Smith’s motion to put the question to a vote was supported by the mayor, and councillors Ron Ego and Bill Stockwell. The subsequent list of motions approving the contract to build the market kiosks, and award leases to tenants, were also approved.

The motions were ratified at a special council meeting immediately following the committee meeting.

Bifolchi said she had a list of comments and concerns about the kiosk leases, and was in the midst of questioning McNeill why the contracts appeared to be different.

That included the lengths of the leases, with some set for three years with an option for an additional two years, one approved for a year with an option to renew for an additional two two-year periods, and another approved for a two-year term with an option to renew for three years.

Bifolchi said council had passed a resolution for three-year terms. The lease rates – which were to be $6,000 annually – also vary from contract to contract, with one tenant paying $5,000 in the first year, and $7,000 in the second year.

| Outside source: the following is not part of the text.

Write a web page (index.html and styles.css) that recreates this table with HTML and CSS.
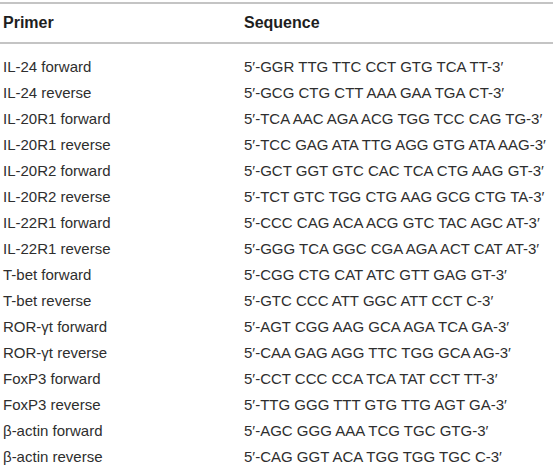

“I’m finding that standard clauses have been deleted,” she told committee right before she was cut off by Smith’s motion to call the question.
Bifolchi also wanted to ask about ‘extras’ the municipality now appeared to be covering, such as sinks.

Coun. Sylvia Bray also had questions about the leases, and wound up voting against any kiosks that included food preparation sinks – which the town would be paying for.

“I didn’t get a clear answer as to why the town was providing additional equipment to some at no additional cost,” Bray said, noting the extras would cost an additional $2,200 for each kiosk on top of the $6,000 construction cost. “I don’t understand why the town would want to set a precedent to support some businesses at a greater rate than others.

“My questions and comments were to help me understand as many constituents have raised these questions to me and I wanted to provide answers.”